As a Financial Planner of 16 years, I have helped a number of clients work through the intricacies of a marriage or de facto relationship break down. The process of disentangling financially is challenging, even when only looked at objectively in a financial sense, but during a divorce or separation it is made considerably more complicated by emotional complexities, which may also include the impact to children.
There are a number of observations that I have made over my time advising clients about recovering from divorce or separation financially and I hope the following 8 steps can help provide some direction to people trying to plan a way forward:-
- Understand what is important to you as an individual – in a marriage or long term relationship lives become intertwined. We typically take on responsibilities for the relationship and make personal compromises to achieve common goals. You now need to focus on what is important to you.

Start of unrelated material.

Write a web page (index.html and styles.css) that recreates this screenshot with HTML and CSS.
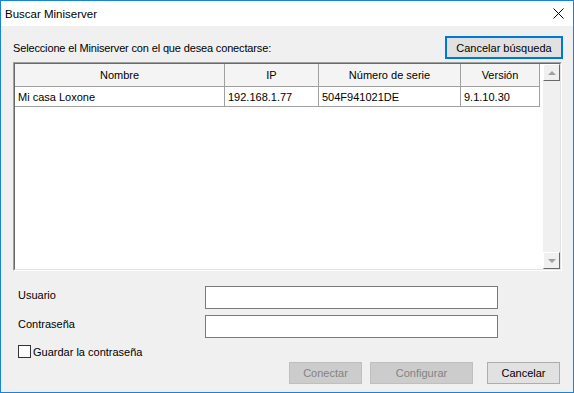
FILE: index.html
```html
<!DOCTYPE html>
<html lang="es">
<head>
  <meta charset="UTF-8" />
  <title>Buscar Miniserver</title>
  <link rel="stylesheet" href="styles.css">
</head>
<body>
  <div class="window">
    <div class="titlebar">
      <span>Buscar Miniserver</span>
      <svg class="close" width="11" height="11" viewBox="0 0 11 11">
        <path d="M0.5 0.5 L10.5 10.5 M10.5 0.5 L0.5 10.5" stroke="#000" stroke-width="1" fill="none" />
      </svg>
    </div>

    <div class="content">
      <!-- Top row -->
      <div class="top-row">
        <span class="intro">Seleccione el Miniserver con el que desea conectarse:</span>
        <button class="btn btn-default">Cancelar búsqueda</button>
      </div>

      <!-- Miniserver list -->
      <div class="grid-box">
        <div class="grid-inner">
          <div class="grid-area">
            <div class="grid-row grid-head">
              <div class="cell col-name">Nombre</div>
              <div class="cell col-ip">IP</div>
              <div class="cell col-serial">Número de serie</div>
              <div class="cell col-version">Versión</div>
            </div>
            <div class="grid-row">
              <div class="cell col-name">Mi casa Loxone</div>
              <div class="cell col-ip">192.168.1.77</div>
              <div class="cell col-serial">504F941021DE</div>
              <div class="cell col-version">9.1.10.30</div>
            </div>
          </div>
          <div class="scrollbar">
            <div class="scroll-btn"><span class="arrow-up"></span></div>
            <div class="scroll-btn"><span class="arrow-down"></span></div>
          </div>
        </div>
      </div>

      <!-- Login -->
      <div class="field">
        <label>Usuario</label>
        <input type="text" />
      </div>
      <div class="field field-second">
        <label>Contraseña</label>
        <input type="password" />
      </div>
      <div class="check-row">
        <span class="checkbox"></span>
        <span>Guardar la contraseña</span>
      </div>

      <div class="actions">
        <button class="btn btn-disabled btn-connect">Conectar</button>
        <button class="btn btn-disabled btn-config">Configurar</button>
        <button class="btn btn-cancel">Cancelar</button>
      </div>
    </div>
  </div>
</body>
</html>
```

FILE: styles.css
```css
body {
  margin: 0;
  font-family: "Liberation Sans", Arial, sans-serif;
  font-size: 11px;
  color: #000;
  background: #fff;
}

.window {
  width: 574px;
  height: 393px;
  box-sizing: border-box;
  border: 1px solid #1883d7;
  background: #f0f0f0;
  display: flex;
  flex-direction: column;
}

.titlebar {
  height: 25px;
  background: #fff;
  display: flex;
  align-items: center;
  justify-content: space-between;
  padding: 0 9px 0 4px;
  font-size: 11.5px;
}

.content {
  flex: 1;
  display: flex;
  flex-direction: column;
  padding: 0 10px 0 12px;
}

.top-row {
  display: flex;
  justify-content: space-between;
  align-items: center;
  margin-top: 10px;
}

.intro {
  letter-spacing: -0.15px;
}

.btn {
  font-family: inherit;
  font-size: 11px;
  height: 22px;
  padding: 0;
  box-sizing: border-box;
  background: #e1e1e1;
  border: 1px solid #adadad;
  color: #000;
}

.btn-default {
  width: 118px;
  height: 23px;
  border: 2px solid #0078d7;
}

.grid-box {
  margin: 3px 1px 0 0;
  height: 209px;
  box-sizing: border-box;
  border: 1px solid;
  border-color: #a0a0a0 #fff #fff #a0a0a0;
}

.grid-inner {
  height: 100%;
  box-sizing: border-box;
  border: 1px solid;
  border-color: #696969 #e3e3e3 #e3e3e3 #696969;
  display: flex;
}

.grid-area {
  flex: 1;
  background: #fff;
}

.grid-row {
  display: flex;
  height: 20px;
  border-bottom: 1px solid #a0a0a0;
  width: 525px;
  box-sizing: border-box;
}

.grid-head {
  height: 23px;
  background: #f4f4f4;
}

.cell {
  box-sizing: border-box;
  border-right: 1px solid #a0a0a0;
  padding-left: 3px;
  display: flex;
  align-items: center;
  white-space: nowrap;
}

.grid-head .cell {
  justify-content: center;
  padding-left: 0;
}

.col-name { width: 210px; }
.col-ip { width: 94px; }
.col-serial { width: 142px; }
.col-version { width: 79px; }

.scrollbar {
  width: 17px;
  background: #f0f0f0;
  display: flex;
  flex-direction: column;
  justify-content: space-between;
}

.scroll-btn {
  width: 17px;
  height: 17px;
  box-sizing: border-box;
  border: 1px solid;
  border-color: #fff #696969 #696969 #fff;
  background: #f0f0f0;
  display: flex;
  align-items: center;
  justify-content: center;
}

.arrow-up,
.arrow-down {
  width: 0;
  height: 0;
  border-left: 4px solid transparent;
  border-right: 4px solid transparent;
}

.arrow-up { border-bottom: 4px solid #a0a0a0; }
.arrow-down { border-top: 4px solid #a0a0a0; }

.field {
  display: flex;
  align-items: flex-start;
  padding-left: 5px;
  margin-top: 15px;
}

.field-second {
  margin-top: 6px;
}

.field label {
  width: 187px;
  padding-top: 3px;
}

.field input {
  width: 293px;
  height: 23px;
  box-sizing: border-box;
  border: 1px solid #7a7a7a;
  background: #fff;
  margin: 0;
}

.check-row {
  display: flex;
  align-items: center;
  gap: 2px;
  padding-left: 5px;
  margin-top: 7px;
  height: 13px;
}

.checkbox {
  width: 13px;
  height: 13px;
  box-sizing: border-box;
  border: 1px solid #333;
  background: #fff;
}

.actions {
  display: flex;
  justify-content: flex-end;
  margin-top: 4px;
  padding-right: 3px;
}

.btn-disabled {
  background: #cccccc;
  border-color: #bfbfbf;
  color: #838383;
}

.btn-connect { width: 73px; }
.btn-config { width: 103px; margin-left: 8px; }
.btn-cancel { width: 73px; margin-left: 14px; }
```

What do you value most in life? What do you want to achieve personally? What are your financial goals? Write these down, even if it takes you weeks or months. The answers to these questions are the key to planning and picturing the future you want.
- Don’t rush – You’ve just been forced to make a lot of decisions in an emotionally charged time, to finalise the divorce or separation. The outcome of which is that both you and your former spouse are probably behind where you would have been as a couple financially. Reasons for this include fees and taxes that would not have been incurred if you had not separated. Now that you are through the separation, it’s wise to ensure the decisions you make from here are made with the longer term and your goals in mind. Financial mistakes are costly and, given this financial set back, it’s even more important that you make the decisions you make following divorce or separation count.

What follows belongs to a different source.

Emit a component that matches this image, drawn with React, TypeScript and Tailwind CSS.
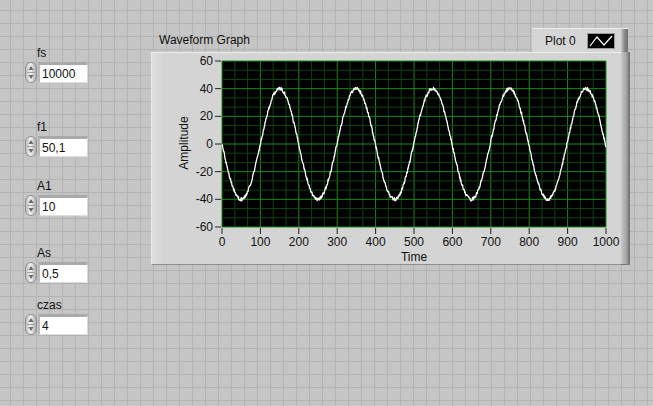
import React from "react";

const FONT = { fontFamily: '"Liberation Sans", Arial, sans-serif' };

// plot area, in coordinates of the graph panel's content box
const PX = 70;
const PY = 8;
const PW = 384;
const PH = 166;

function wavePoints() {
  let seed = 987654;
  const rnd = () => {
    seed = (seed * 1103515245 + 12345) & 0x7fffffff;
    return seed / 0x7fffffff;
  };
  const pts: string[] = [];
  for (let n = 0; n <= 1000; n++) {
    const v = -40 * Math.sin((2 * Math.PI * 50.1 * n) / 10000) + (rnd() - 0.5) * 2.4;
    const x = PX + (n / 1000) * PW;
    const y = PY + ((60 - v) / 120) * PH;
    pts.push(`${x.toFixed(2)},${y.toFixed(2)}`);
  }
  return pts.join(" ");
}

const Spinner = () => (
  <svg width="12" height="21" viewBox="0 0 12 21">
    <defs>
      <linearGradient id="spin" x1="0" x2="1" y1="0" y2="0">
        <stop offset="0" stopColor="#b9b9b9" />
        <stop offset="0.45" stopColor="#f2f2f2" />
        <stop offset="1" stopColor="#a9a9a9" />
      </linearGradient>
    </defs>
    <rect x="0.5" y="0.5" width="11" height="20" rx="5.5" fill="url(#spin)" stroke="#8f8f8f" />
    <line x1="2" y1="10.5" x2="10" y2="10.5" stroke="#a0a0a0" />
    <path d="M6 4 L8.5 8 L3.5 8 Z" fill="#6b6b6b" />
    <path d="M6 17 L8.5 13 L3.5 13 Z" fill="#6b6b6b" />
  </svg>
);

function Numeric({ label, value, className }: { label: string; value: string; className: string }) {
  return (
    <div className={`flex flex-col ${className}`}>
      <div className="ml-[12px] h-[14px] text-[12px] leading-[14px] text-[#111]">{label}</div>
      <div className="mt-[2px] flex items-center gap-[1px]">
        <Spinner />
        <div className="flex h-[21px] w-[50px] items-center border-t-[3px] border-l-[2px] border-r border-b border-t-[#a9a9a9] border-l-[#b9b9b9] border-r-[#d9d9d9] border-b-[#dedede] bg-white pl-[2px] text-[12px] text-[#111]">
          {value}
        </div>
      </div>
    </div>
  );
}

function Plot() {
  const lines: React.ReactNode[] = [];
  for (let i = 0; i <= 30; i++) {
    const x = PX + (i * PW) / 30;
    lines.push(
      <line key={`v${i}`} x1={x} y1={PY} x2={x} y2={PY + PH} stroke={i % 3 === 0 ? "#188a1c" : "#0d4412"} strokeWidth="1" />
    );
  }
  for (let i = 0; i <= 18; i++) {
    const y = PY + (i * PH) / 18;
    lines.push(
      <line key={`h${i}`} x1={PX} y1={y} x2={PX + PW} y2={y} stroke={i % 3 === 0 ? "#188a1c" : "#0d4412"} strokeWidth="1" />
    );
  }
  const yTicks = [60, 40, 20, 0, -20, -40, -60];
  const xTicks = [0, 100, 200, 300, 400, 500, 600, 700, 800, 900, 1000];
  return (
    <svg width="469" height="211" viewBox="0 0 469 211" style={FONT} className="block">
      <rect x={PX} y={PY} width={PW} height={PH} fill="#000" />
      {lines}
      <polyline points={wavePoints()} fill="none" stroke="#ffffff" strokeWidth="1.3" strokeLinejoin="round" />
      {yTicks.map((v, i) => {
        const y = PY + (i * PH) / 6;
        return (
          <g key={v}>
            <line x1={PX - 7} y1={y} x2={PX - 1} y2={y} stroke="#222" />
            <text x={PX - 9} y={y + 4} fontSize="12" textAnchor="end" fill="#111">
              {v}
            </text>
          </g>
        );
      })}
      {xTicks.map((v, i) => {
        const x = PX + (i * PW) / 10;
        return (
          <g key={v}>
            <line x1={x} y1={PY + PH + 1} x2={x} y2={PY + PH + 7} stroke="#222" />
            <text x={x} y={PY + PH + 19} fontSize="12" textAnchor="middle" fill="#111">
              {v}
            </text>
          </g>
        );
      })}
      <text x={PX + PW / 2} y={208} fontSize="12" textAnchor="middle" fill="#111">
        Time
      </text>
      <text x="33" y="90" fontSize="12" textAnchor="middle" dominantBaseline="middle" fill="#111" transform="rotate(-90 33 90)">
        Amplitude
      </text>
    </svg>
  );
}

export default function App() {
  return (
    <div
      style={FONT}
      className="flex h-[406px] w-[653px] overflow-hidden bg-[#c5c5c5] bg-[linear-gradient(to_right,#b3b3b3_1px,transparent_1px),linear-gradient(to_bottom,#b3b3b3_1px,transparent_1px)] bg-[size:13px_13px] bg-[position:10px_10px]"
    >
      <div className="flex w-[151px] shrink-0 flex-col pl-[25px]">
        <Numeric label="fs" value="10000" className="mt-[46px]" />
        <Numeric label="f1" value="50,1" className="mt-[37px]" />
        <Numeric label="A1" value="10" className="mt-[22px]" />
        <Numeric label="As" value="0,5" className="mt-[30px]" />
        <Numeric label="czas" value="4" className="mt-[15px]" />
      </div>

      <div className="flex w-[479px] shrink-0 flex-col pt-[28px]">
        <div className="flex h-[24px] items-center justify-between">
          <div className="pl-[8px] text-[12px] text-[#111]">Waveform Graph</div>
          <div className="mr-[2px] flex h-[24px] w-[96px] border-t border-t-[#ececec] bg-[#d5d5d5]">
            <div className="flex flex-1 items-center pl-[13px] text-[12px] text-[#111]">
              Plot 0
              <div className="ml-auto mr-[6px] h-[16px] w-[28px] border border-[#9a9a9a] bg-black">
                <svg width="26" height="14" viewBox="0 0 26 14" className="block">
                  <polyline points="2,12 9,3 16,11 24,2" fill="none" stroke="#fff" strokeWidth="1.2" />
                </svg>
              </div>
            </div>
            <div className="w-[7px] bg-[linear-gradient(to_right,#c6c6c6,#8a8a8a,#6e6e6e)]" />
          </div>
        </div>

        <div className="flex h-[213px]">
          <div className="flex-1 border-t border-l border-b border-t-[#eeeeee] border-l-[#e9e9e9] border-b-[#8e8e8e] bg-[linear-gradient(to_right,#dedede,#d4d4d4_12px,#d4d4d4)]">
            <Plot />
          </div>
          <div className="w-[9px] border-b border-b-[#7a7a7a] bg-[linear-gradient(to_right,#cacaca,#a2a2a2_60%,#6a6a6a)]" />
        </div>
      </div>
    </div>
  );
}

- Budget – you need to get in touch with your own personal economy. How much do you save currently? How much could you save? Simply spending the way you have been used to, may not be an option and doing so may have serious knock on effects for the future. Getting on top of your budget and identifying a savings groove, creates cash flow for investing towards your goals. There is lots of technology around now (i.e. Apple, Android and Microsoft based), that helps with budgeting, so it doesn’t just need to be the old laborious excel spreadsheet. Look around for a solution that’s right for you or seek advice on this.

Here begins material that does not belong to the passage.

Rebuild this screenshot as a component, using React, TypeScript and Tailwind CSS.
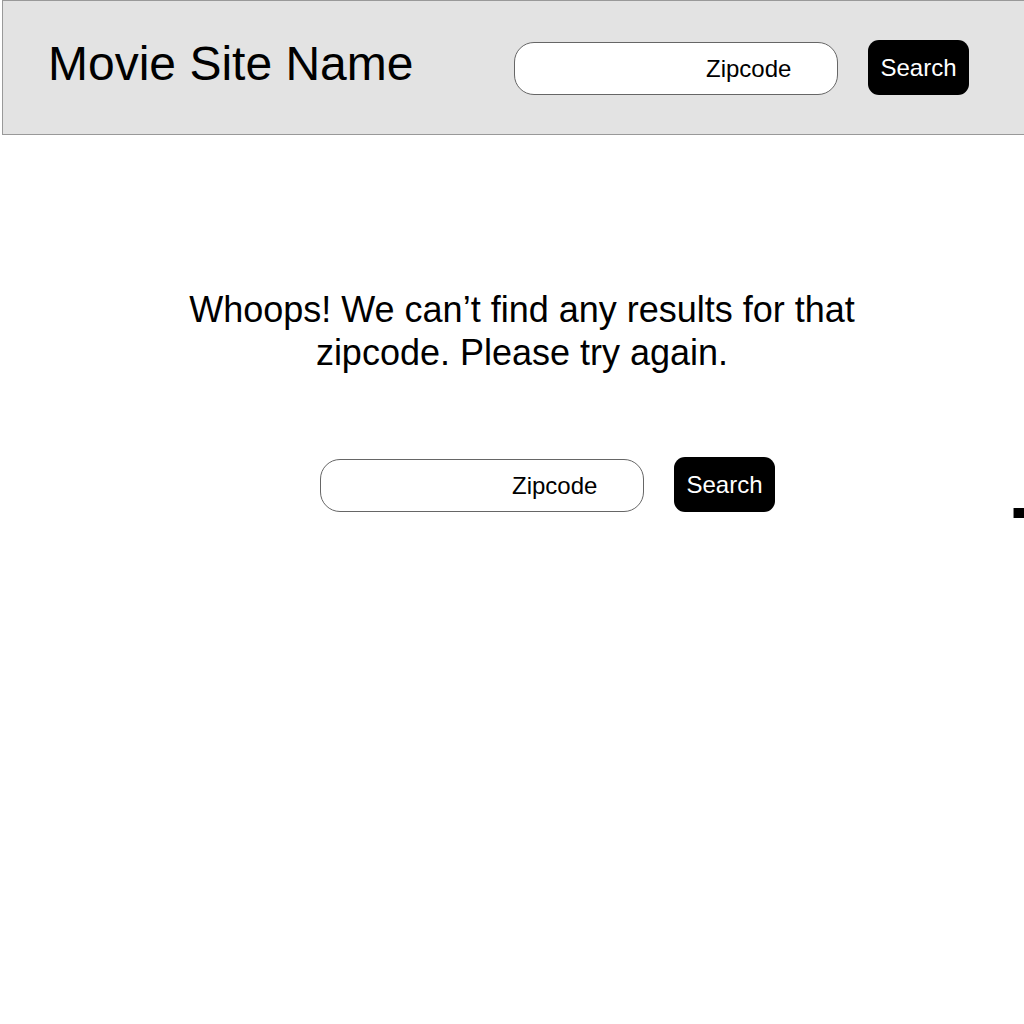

- Review your superannuation – Superannuation is a non-estate asset and is therefore not passed on through a Will. Super is instead passed on by the trustee of the fund. The trustee is normally guided on who they pay to, based on a nomination you made when you set up the fund, which if you haven’t reviewed it could be your former spouse. If your nomination is ‘binding’ then the trustee is obliged to simply pay your super proceeds in line with the nomination, which could mean it is passed to your an ex-partner with nothing your estate can do about it.
- Review your insurances – Now you are single, your needs have changed. You may have more cover than you need or you may not have enough. Life insurance is a good example of this, given the benefit is for those you leave behind and therefore you may not have any need at all for this anymore. Getting your risk management strategy right for your current situation is extremely important to ensure that you have appropriate protection and that the cost is right. As Life insurance is usually in super, it is also again extremely important to ensure you check who your beneficiary is, as the rules of super apply the same to life cover owned in super.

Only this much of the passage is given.